Question

Three forces $\overrightarrow{F_1}=2\hat{i}-4\hat{j}+5\hat{k}$, $\overrightarrow{F_2}=\hat{i}+3\hat{j}-8\hat{k}$ and $\overrightarrow{F_3}=-6\hat{i}-10\hat{j}+7\hat{k}$ are acting on a particle present on the positive $x$ axis, $5\text{units}$ away from the origin.
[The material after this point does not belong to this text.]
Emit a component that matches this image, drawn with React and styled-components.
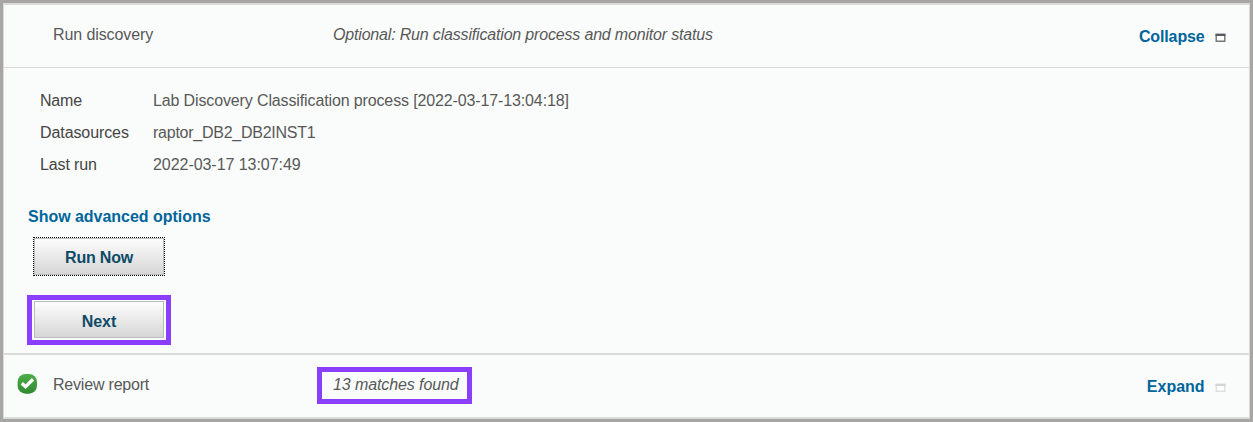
import React from "react";
import styled, { createGlobalStyle } from "styled-components";

const GlobalStyle = createGlobalStyle`
  *, *::before, *::after { box-sizing: border-box; }
  body {
    margin: 0;
    overflow: hidden;
    font-family: "Liberation Sans", Arial, sans-serif;
    font-size: 16px;
    line-height: 18px;
    color: #585858;
  }
`;

const Frame = styled.div`
  width: 1253px;
  height: 422px;
  border: 3px solid #a8a5a5;
`;

const Panel = styled.main`
  display: flex;
  flex-direction: column;
  height: 416px;
  background: #fafcfb;
  border: solid #d9dbda;
  border-width: 2px 1px;
`;

const StepHeader = styled.header`
  display: flex;
  align-items: flex-start;
  height: 62px;
  padding: 21px 23px 0 13px;
`;

const StatusSlot = styled.div`
  width: 36px;
  height: 20px;

  svg {
    display: block;
    margin-top: -3px;
  }
`;

const StepTitle = styled.div`
  width: 280px;
  letter-spacing: ${(p) => p.$track}px;
`;

const StepNote = styled.div`
  flex: 1;
  font-style: italic;
  letter-spacing: ${(p) => p.$track}px;
`;

const Toggle = styled.a`
  display: flex;
  align-items: center;
  padding-top: 2px;
  gap: 10.4px;
  font-weight: bold;
  letter-spacing: ${(p) => p.$track}px;
  color: #00659b;

  svg { margin-top: 2px; }
`;

const StepBody = styled.section`
  height: 288px;
  padding: 24px 24px 0;
  border-top: 1px solid #d9dbda;
  border-bottom: 2px solid #d9dbda;
`;

const Details = styled.dl`
  display: grid;
  grid-template-columns: 113px 1fr;
  row-gap: 14px;
  margin: 0 0 34px 12px;
`;

const Label = styled.dt`
  color: #444444;
  letter-spacing: ${(p) => p.$track}px;
`;

const Value = styled.dd`
  margin: 0;
  letter-spacing: ${(p) => p.$track}px;
`;

const AdvancedLink = styled.a`
  display: block;
  font-weight: bold;
  letter-spacing: -0.03px;
  color: #00659b;
`;

const Button = styled.button`
  display: block;
  width: 130px;
  height: 37px;
  margin: ${(p) => p.$top}px 0 0 6px;
  padding: ${(p) => p.$padTop}px 0 0;
  border: 1px solid #bbbbbb;
  outline: ${(p) => (p.$focused ? "1px dotted #000000" : "none")};
  background: linear-gradient(#fdfdfd, #d6d6d6);
  color: #0d4a66;
  font: bold 16px/18px "Liberation Sans", Arial, sans-serif;
  letter-spacing: ${(p) => p.$track}px;
`;

const Highlighted = styled.div`
  position: relative;
  width: max-content;

  &::after {
    content: "";
    position: absolute;
    inset: ${(p) => p.$inset};
    border: 5px solid #8a3ffc;
    pointer-events: none;
  }
`;

function CheckIcon() {
  return (
    <svg width="22" height="22" viewBox="0 0 22 22">
      <defs>
        <linearGradient id="ok" x1="0" y1="0" x2="0" y2="1">
          <stop offset="0" stopColor="#4fae48" />
          <stop offset="1" stopColor="#2f8a30" />
        </linearGradient>
      </defs>
      <rect x="0.6" y="0.9" width="19.4" height="19.8" rx="8" fill="url(#ok)" />
      <path d="M4.8 10.2L8.6 13.7L16 6.2" fill="none" stroke="#ffffff" strokeWidth="3.4" />
    </svg>
  );
}

function WindowIcon({ color, frame }) {
  return (
    <svg width="11" height="10" viewBox="0 0 11 10">
      <path d="M1.2 2V8.3H9.8V2Z" fill="#ffffff" stroke={frame} strokeWidth="1.4" />
      <path d="M0.5 0.6H10.5V3H0.5Z" fill={color} />
    </svg>
  );
}

export default function App() {
  return (
    <>
      <GlobalStyle />
      <Frame>
        <Panel>
          <StepHeader>
            <StatusSlot />
            <StepTitle $track={-0.1}>Run discovery</StepTitle>
            <StepNote $track={-0.175}>Optional: Run classification process and monitor status</StepNote>
            <Toggle $track={-0.12}>
              Collapse
              <WindowIcon color="#555c64" frame="#70767d" />
            </Toggle>
          </StepHeader>
          <StepBody>
            <Details>
              <Label $track={-0.2}>Name</Label>
              <Value $track={-0.13}>Lab Discovery Classification process [2022-03-17-13:04:18]</Value>
              <Label $track={-0.09}>Datasources</Label>
              <Value $track={-0.25}>raptor_DB2_DB2INST1</Value>
              <Label $track={-0.12}>Last run</Label>
              <Value $track={-0.05}>2022-03-17 13:07:49</Value>
            </Details>
            <AdvancedLink>Show advanced options</AdvancedLink>
            <Button $top={12} $padTop={2} $track={-0.2} $focused>Run Now</Button>
            <Highlighted $inset="-6px -7px -7px -1px">
              <Button $top={26} $padTop={4} $track={-0.05}>Next</Button>
            </Highlighted>
          </StepBody>
          <StepHeader>
            <StatusSlot>
              <CheckIcon />
            </StatusSlot>
            <StepTitle $track={-0.2}>Review report</StepTitle>
            <StepNote $track={-0.1}>
              <Highlighted $inset="-9px -13px -10px -16px">13 matches found</Highlighted>
            </StepNote>
            <Toggle $track={0}>
              Expand
              <WindowIcon color="#d4d6d5" frame="#dddfde" />
            </Toggle>
          </StepHeader>
        </Panel>
      </Frame>
    </>
  );
}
The three forces combined displace the body to a point $6\hat{i}-3\hat{j}+10\hat{k}$. What is the net work done by the three forces ?

• A. $76\text{J}$
• B. $70\text{J}$
• C. $-76\text{J}$
• D. $-70\text{J}$

Answer 1

The correct option is B $70\text{J}$

Initial position of the particle = $5\hat{i}$
Final position of the particle = $6\hat{i}-3\hat{j}+10\hat{k}$
Displacement = $(6\hat{i}-3\hat{j}+10\hat{k})-5\hat{i}=i-3\hat{j}+10\hat{k}$

Net force = ${\overrightarrow{F}}_1+{\overrightarrow{F}}_2+{\overrightarrow{F}}_3=(2+1-6)\hat{i}+(-4+3-10)\hat{j}+(5-8+7)\hat{k}=-3\hat{i}-11\hat{j}+4\hat{k}$

Work done is given by,
$W=\overrightarrow{F}.\overrightarrow{s}\Rightarrow W=(-3\hat{i}-11\hat{j}+4\hat{k}).(\hat{i}-3\hat{j}+10\hat{k})\Rightarrow W=-3+33+40=70J$